En este post hablo del texto sangrado, no del texto sagrado. Sólo es una letra lo que separa ambos adjetivos, tan distintos. ¿Tan distintos?
Bien mirado, lo perteneciente a la sangre es asunto sagrado para las creencias religiosas, ¿no es cierto? Aunque no es esto aquello sobre lo que quería extenderme.
Se dice de un texto sangrado cuando una línea (normalmente la primera) tiene un margen mayor que el resto del párrafo: vamos, lo que hacemos cuando al escribir ponemos punto y aparte.
En Facebook, que yo sepa, tal cosa no puede hacerse o al menos yo no soy capaz de sangrar los párrafos de mis escritos, cosa que me lacera. Lo disimulo bastante bien, pero insisto en que lo veo como una injuria innecesaria que Mark Zuckerberg me inflige.
Hablemos de otras injurias del texto. Las erratas, por ejemplo. Las erratas, que aquí cometa, son responsabilidad mía y en ese caso también las vivo como laceraciones.
Esas heridas se pueden restañar, porque los posts pueden editarse una y otras vez y, por ello, puedo asear un texto que por precipitación o despiste salió mal parido.
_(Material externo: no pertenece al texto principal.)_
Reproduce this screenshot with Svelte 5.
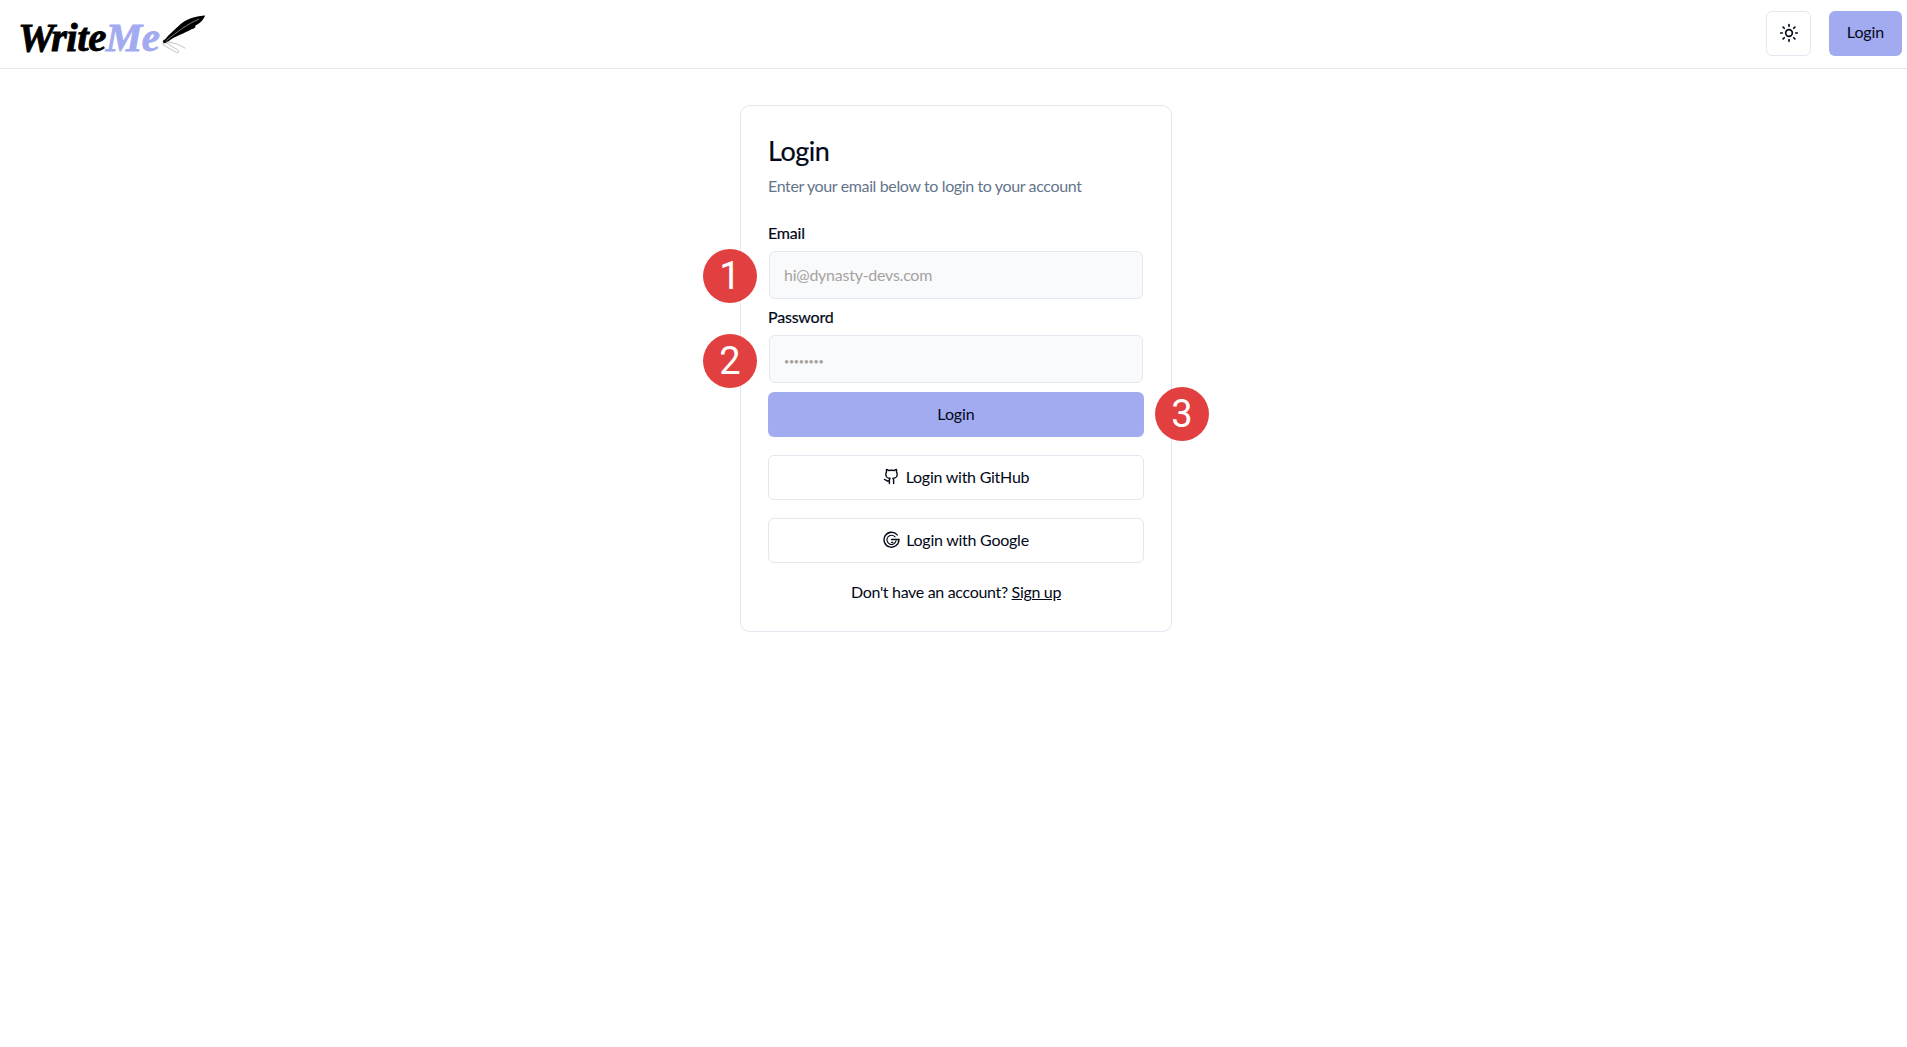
<script>
  let email = ''
  let password = ''
</script>

<header class="topbar">
  <a class="logo" href="#top">
    <span class="logo-text">Write<span class="logo-me">Me</span></span>
    <svg class="quill" viewBox="0 0 60 50" width="52" height="43" aria-hidden="true">
      <path d="M10 31 C14 25 20 21 26 15 C34 7 48 3 57 3 C55 8 50 13 45 15 C47 16 44 18 41 19 C33 24 23 26 13 34 Z" fill="#000"/>
      <path d="M12 32 C24 22 36 13 50 7" fill="none" stroke="#ccc" stroke-width="0.7"/>
      <path d="M11 34 L25 43 C28 46 25 47 22 45 L8 37 C7 35 9 33 11 34 M12 33 L24 36 L34 41" fill="none" stroke="#999" stroke-width="0.7"/>
      <circle cx="10" cy="33" r="2.2" fill="#111"/>
    </svg>
  </a>
  <div class="top-actions">
    <button class="theme-btn" type="button" aria-label="Toggle theme">
      <svg viewBox="0 0 24 24" width="20" height="20" fill="none" stroke="currentColor" stroke-width="2" stroke-linecap="round" stroke-linejoin="round">
        <circle cx="12" cy="12" r="4"/>
        <path d="M12 2v2M12 20v2M4.93 4.93l1.41 1.41M17.66 17.66l1.41 1.41M2 12h2M20 12h2M6.34 17.66l-1.41 1.41M19.07 4.93l-1.41 1.41"/>
      </svg>
    </button>
    <button class="top-login" type="button"><span>Login</span></button>
  </div>
</header>

<main class="page">
  <section class="card">
    <h1>Login</h1>
    <p class="sub">Enter your email below to login to your account</p>

    <label class="label" for="email">Email</label>
    <div class="field">
      <span class="badge badge-left">1</span>
      <input id="email" type="email" placeholder="hi@dynasty-devs.com" bind:value={email} />
    </div>

    <label class="label label-pass" for="password">Password</label>
    <div class="field">
      <span class="badge badge-left badge-pass">2</span>
      <input id="password" type="password" placeholder="••••••••" class="pass" bind:value={password} />
    </div>

    <div class="field submit-wrap">
      <button class="submit" type="button">Login</button>
      <span class="badge badge-right">3</span>
    </div>

    <button class="outline" type="button">
      <svg viewBox="0 0 24 24" width="17" height="17" fill="none" stroke="currentColor" stroke-width="2" stroke-linecap="round" stroke-linejoin="round">
        <path d="M15 22v-4a4.8 4.8 0 0 0-1-3.5c3 0 6-2 6-5.5.08-1.25-.27-2.48-1-3.5.28-1.15.28-2.35 0-3.5 0 0-1 0-3 1.5-2.64-.5-5.36-.5-8 0C6 2 5 2 5 2c-.3 1.15-.3 2.35 0 3.5A5.4 5.4 0 0 0 4 9c0 3.5 3 5.5 6 5.5-.39.49-.68 1.05-.85 1.65-.17.6-.22 1.23-.15 1.85v4"/>
        <path d="M9 18c-4.51 2-5-2-7-2"/>
      </svg>
      Login with GitHub
    </button>

    <button class="outline" type="button">
      <svg viewBox="0 0 24 24" width="17" height="17" fill="none" stroke="currentColor" stroke-width="2" stroke-linecap="round">
        <path d="M20 5.5A10.5 10.5 0 1 0 22.5 12H12"/>
        <path d="M17 8.2A6.5 6.5 0 1 0 18.4 14" stroke-width="1.6"/>
        <path d="M12 16h2" stroke-width="1.6"/>
      </svg>
      Login with Google
    </button>

    <p class="foot">Don't have an account? <a href="#top">Sign up</a></p>
  </section>
</main>

<style>
  :global(body) {
    margin: 0;
    background: #fff;
    color: #020817;
    font-family: Lato, "Open Sans", sans-serif;
  }

  .topbar {
    height: 68px;
    border-bottom: 1px solid #e2e8f0;
    display: flex;
    align-items: center;
    justify-content: space-between;
    padding: 0 5px 0 18px;
  }

  .logo {
    display: flex;
    align-items: flex-start;
    text-decoration: none;
    color: #000;
    height: 44px;
  }
  .logo-text {
    font-family: "Liberation Serif", serif;
    font-style: italic;
    font-weight: 700;
    font-size: 41px;
    line-height: 44px;
    margin-top: 3px;
    letter-spacing: -0.5px;
    -webkit-text-stroke: 0.8px currentColor;
  }
  .logo-me { color: #a2aaf0; }
  .quill { margin-left: -4px; margin-top: 1px; }

  .top-actions { display: flex; align-items: center; gap: 18px; margin-top: -2px; }

  .theme-btn {
    width: 45px;
    height: 45px;
    background: #fff;
    border: 1px solid #e2e8f0;
    border-radius: 6px;
    color: #020817;
    display: flex;
    align-items: center;
    justify-content: center;
    padding: 0;
  }

  .top-login {
    width: 73px;
    height: 45px;
    padding: 0 0 3px;
    background: #a2aaf0;
    border: none;
    border-radius: 6px;
    color: #020817;
    font: 400 16px Lato, sans-serif;
    letter-spacing: -0.1px;
  }

  .page {
    display: flex;
    justify-content: center;
    padding: 36px 0 0 5px;
  }

  .card {
    width: 376px;
    padding: 27px 27px 27px;
    border: 1px solid #e2e8f0;
    border-radius: 10px;
    box-shadow: 0 1px 2px rgba(0, 0, 0, 0.04);
    display: flex;
    flex-direction: column;
  }

  h1 {
    margin: 0;
    font-size: 27px;
    line-height: 35px;
    font-weight: 400;
    letter-spacing: -0.45px;
    -webkit-text-stroke: 0.2px currentColor;
  }

  .sub {
    margin: 6px 0 0;
    font-size: 16px;
    line-height: 24px;
    letter-spacing: -0.37px;
    color: #64748b;
  }

  .label {
    margin-top: 25px;
    margin-bottom: 8px;
    font-size: 16px;
    line-height: 20px;
    font-weight: 400;
    -webkit-text-stroke: 0.2px currentColor;
    letter-spacing: -0.2px;
  }
  .label-pass { margin-top: 8px; }

  .field { position: relative; }

  input {
    display: block;
    box-sizing: border-box;
    width: 374px;
    height: 48px;
    margin-left: 1px;
    padding: 0 14px 2px;
    background: #f8fafc;
    border: 1px solid #e2e8f0;
    border-radius: 6px;
    font: 16px Lato, sans-serif;
    letter-spacing: -0.25px;
    color: #020817;
    outline: none;
  }
  input::placeholder { color: #a8a29e; opacity: 1; }
  .pass::placeholder { font-size: 9px; letter-spacing: -0.3px; }

  .badge {
    position: absolute;
    width: 54px;
    height: 54px;
    border-radius: 50%;
    background: #e24040;
    color: #fff;
    font: 400 38px/54px Roboto, sans-serif;
    text-align: center;
    top: -2px;
  }
  .badge-left { left: -65px; }
  .badge-pass { top: -1px; }
  .badge-right { left: 387px; top: -5px; }

  .submit-wrap { margin-top: 9px; }

  .submit {
    display: block;
    width: 100%;
    height: 45px;
    padding: 0 0 2px;
    background: #a2aaf0;
    border: none;
    border-radius: 6px;
    color: #020817;
    font: 400 16px Lato, sans-serif;
    letter-spacing: -0.1px;
  }

  .outline {
    margin-top: 18px;
    height: 45px;
    padding: 0 0 2px;
    background: #fff;
    border: 1px solid #e2e8f0;
    border-radius: 6px;
    color: #020817;
    font: 400 16px Lato, sans-serif;
    letter-spacing: -0.25px;
    display: flex;
    align-items: center;
    justify-content: center;
    gap: 6px;
  }

  .foot {
    margin: 17px 0 0;
    font-size: 16px;
    line-height: 24px;
    letter-spacing: -0.32px;
    text-align: center;
  }
  .foot a { color: inherit; }
</style>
¿Pero qué ocurre cuando las erratas son cosa de un libro impreso, publicado en papel? Quienes escribimos padecemos mucho cuando esos despistes nos llevan a cometer errores de bulto (signifique eso lo que signifique). O, peor aún, cuando unas erratas o una suma de erratas se enseñorean de nuestro texto ya impreso.
Hieren a la vista y hasta vemos que se adueñan del escrito. Cuando eso sucede y así lo sentimos, las erratas, sobre todo las erratas, son otra vez e irremediablemente laceraciones o ulceraciones por las que sangramos sin parar. No hay posibilidad de editar…
En ocasiones, sin embargo, las erratas y los errores son expresiones creativas que aportan originalidad imprevista e involuntaria a un texto anodino o inerte. No seamos vanidosos. Un trastrueque o un traspié puede salvarnos milagrosamente o puede insuflar vida a un escrito nuestro, tan tedioso.
Este texto que ahora he publicado sin sangrar y que no tiene nada de sagrado me lo inspira un aforismo de Ramón Eder. Y me lo inspira también una de las autobiografías intelectuales que más me han emocionado.
La leí hace años, pero su efecto en mí es perdurable. ¿Su título? Errata, de George Steiner, del que tanto he querido aprender, captar.
Steiner dedicó muchas páginas a los textos, a los textos propiamente sagrados, no sólo los religiosos. También los libros egregios que forman parte de la tradición, esos volúmenes que tanto nos mejoran, que tanto nos corrigen.
Dice Ramón Eder:
“Corregir es mejorar un texto corriendo el riesgo de estropearlo.”
Así es, así es… La capacidad humana para estropear lo que de entrada no era bueno ni excelso es casi infinita.
Sangro por la herida, pues. En fin, cuando reparo en una errata en un libro mío me resigno a lo obvio: ya no reparo la errata. Soy ese tipo impreso que con ella carga y sangra.